梁振英坦言「以普選留名教科書」,表示讀了書,至少知道教科書有關特首普選的一小方塊會記載些甚麽。歷史事件多如恒河之沙,一筆帶過,總比略而不提好得多。香港教科書固然重要,對國計民生大事,尤其是民主和獨裁的衝突,頂多輕描淡寫,有時還歌功頌德,特首因此不能只讀教科書,有空,不妨花點時間閱讀諾貝爾經濟學獎得主F.A. Hayek於1944年出版的《通往奴役之路》(The Road to Serfdom)。
《通往奴役之路》談的是第二次世界大戰前後納粹德國與法西斯意大利極權主義的興衰及對歐洲各國政治走向的影響,即使時移境遷,書中許多論點和警惕,特別是有關集體主義(collectivism)對個人自由可能帶來的潛在危機和摧殘,依然震聾啟聵。梁振英和團隊以及所有堅持「機構提名」的人無妨捧讀再三,或許能學點教訓。
依Hayek分析,不管大小,集體以黨或團體的組織為代表,有特定主張。一個集體要運作自如,對內,每個成員都必須接受集體目的為自己目的,亦即放棄個人自由選擇的機會與獨立自主的判斷,聽命於由上往下的指令;對外,集體有區隔性,道不同不相為謀,非我族類需要被宣傳說服,異議必須被攻擊或壓制。這種內壓外張的霸道在政治領域裏尤其顯然,集體往往以社會安全或國家安定為藉口,緊縮個人自由,擴充國家機器力量。推到極致,群龍不會無首,集體到集權遂不過一步之遙,從集權到極權也易如反掌。

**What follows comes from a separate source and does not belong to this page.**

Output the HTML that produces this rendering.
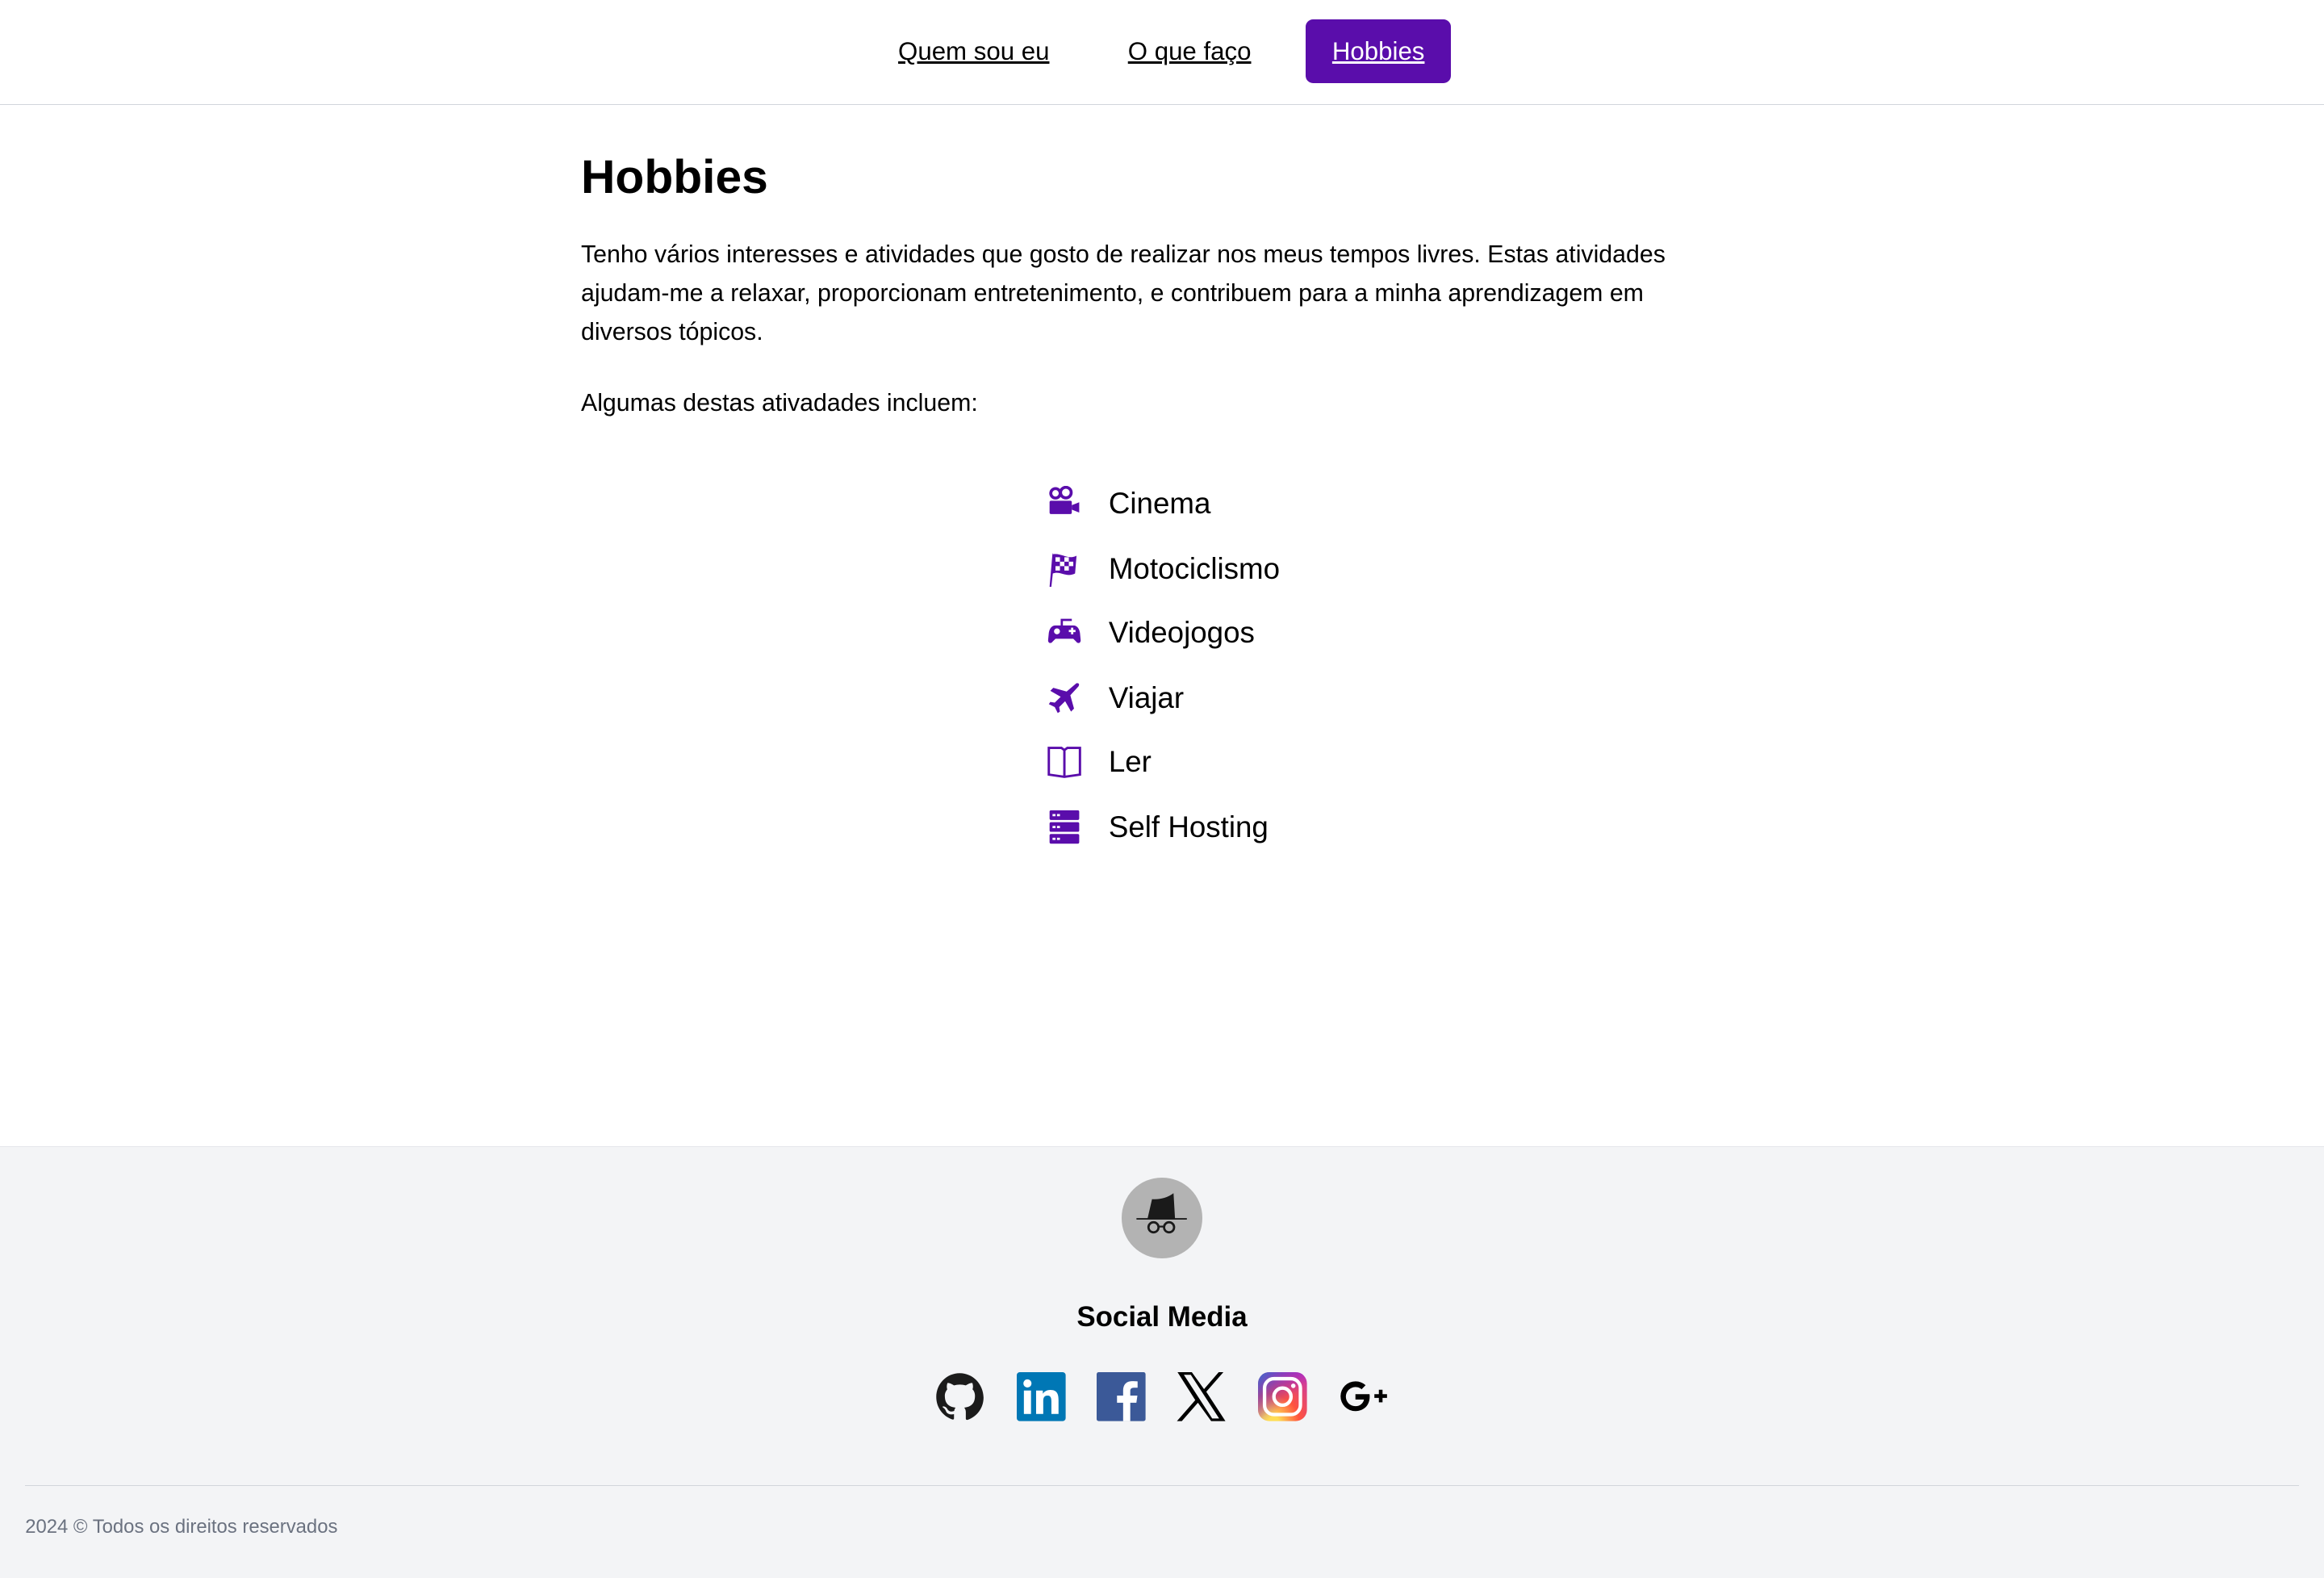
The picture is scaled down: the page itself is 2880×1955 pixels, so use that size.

香港當然不是極權社會,是否集權還難說。由政改必須符合「機構提名」的話語看,行政長官選舉很可能延續現有集體意志的事先篩選。這個制度一旦落實,本末倒置,原本是300多萬選民的權利,將異化成少數委員會的特權,並合理化的仲裁絕大多數人的選項。權力一旦集中,個人自由無疑要葬送在集體威權之下,所謂普選不過是假象或橡皮圖章,背書而已。
普選,既是方法,也是目的,儘管理性不同,兩者同等重要。方法是遊戲規則,提供選民與候選人一個公開尋求「門當戶對」的途徑;目的則是民主,透過眾人自由選擇,防止獨裁,並各自承擔「遇人不淑」的風險。不論方法或目的,普選都基於對個人選擇與公平競爭的尊重。梁振英如果為了目的不擇手段,特別是留名教科書,以「識大局」為重,把香港帶向政改的集體之路,也就是港人自由終將喪失的開端。